Some of those conservative commentators have embraced replacement theory by name; others have avoided the term, but warn of an immigrant “insurrection” designed to keep Democrats perpetually in power. In either case, the critics say such rhetoric contributes directly to acts of nationalist violence, including Saturday’s massacre in Buffalo.

“What truly needs to be replaced in this country is ignorance and hate, which is driving division, perpetuating lies, and killing our neighbors,” Rep. Brian Higgins (D-N.Y.), said in a statement.

Higgins is hardly alone. And among the loudest voices denouncing the GOP’s flirtation with fringe nationalism are a pair of Capitol Hill Republicans — Reps. Liz Cheney (Wyo.) and Adam Kinzinger (Ill.) — who accused their own leadership of doing far too little to combat the bigotry in their own ranks.

“The House GOP leadership has enabled white nationalism, white supremacy, and anti-semitism. History has taught us that what begins with words ends in far worse,” Cheney wrote on Twitter. “@GOP leaders must renounce and reject these views and those who hold them.”
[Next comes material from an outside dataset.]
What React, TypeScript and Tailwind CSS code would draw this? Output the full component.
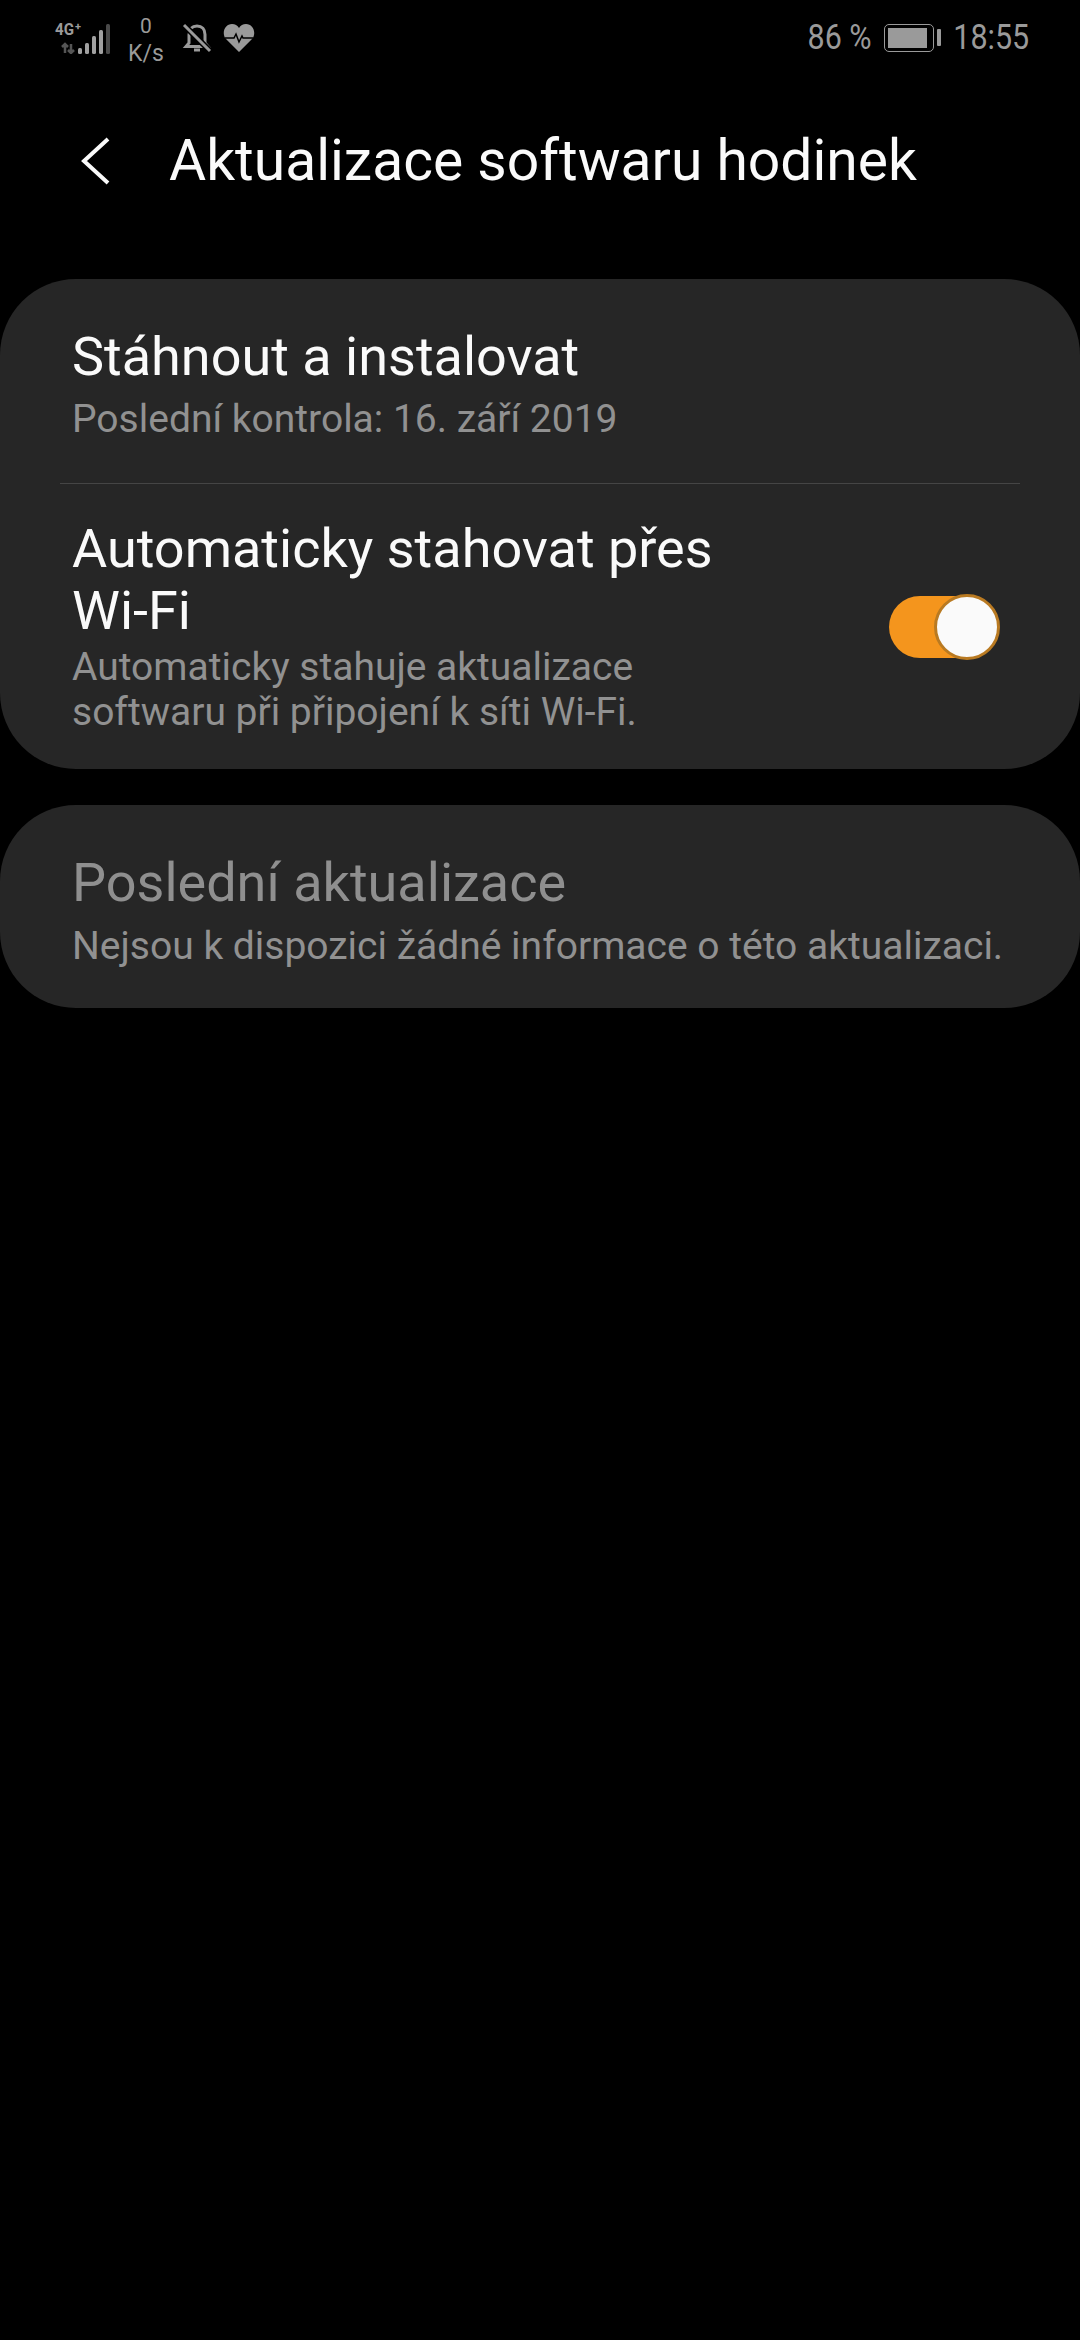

The debate over replacement theory has been thrust into the national spotlight following a string of violent episodes in recent years. The list includes the 2017 marches in Charlottesville, Va., where white supremacists yelled that “Jews will not replace us;” the 2018 shooting at a synagogue in Pittsburgh, where Jews were targeted for supporting immigrants; and the 2019 massacre at a Walmart in Texas, where the shooter said he feared a “Hispanic invasion.”

The suspect in Saturday’s shooting in Buffalo, Payton Gendron, had aired similar grievances, writing online that the Black shoppers he targeted were a threat to “my own people” — a threat he equated to genocide.

Senate Majority Leader Charles Schumer (D-N.Y.) lamented that such views have become more mainstream in recent years, blaming “some MAGA Republicans and cable news pundits” for lending the theory a “purported legitimacy.”

“The message is not always explicit, but we’ve all seen the pattern,” he said Monday on the chamber floor.

In Trump’s absence from Washington, other prominent conservatives have stepped up their fight against what they perceive as a threat to America’s national identity.

Tucker Carlson, the popular Fox News host, has led that charge, saying on his show last year that “demographic change is the key to the Democratic Party’s political ambitions.” He then accused Democrats of trying “to replace the current electorate” with “more obedient voters from the third world.”

“I have less political power because they are importing a brand new electorate,” he said. “Why should I sit back and take that?”

Appearing on Carlson’s show in March, GOP Ohio Senate nominee J.D. Vance said that Democrats “have decided that they can’t win reelection in 2022 unless they bring in a large number of new voters to replace the voters that are already here.”

And Rep. Scott Perry (R-Pa.), a close Trump ally, has issued similar warnings about immigrants.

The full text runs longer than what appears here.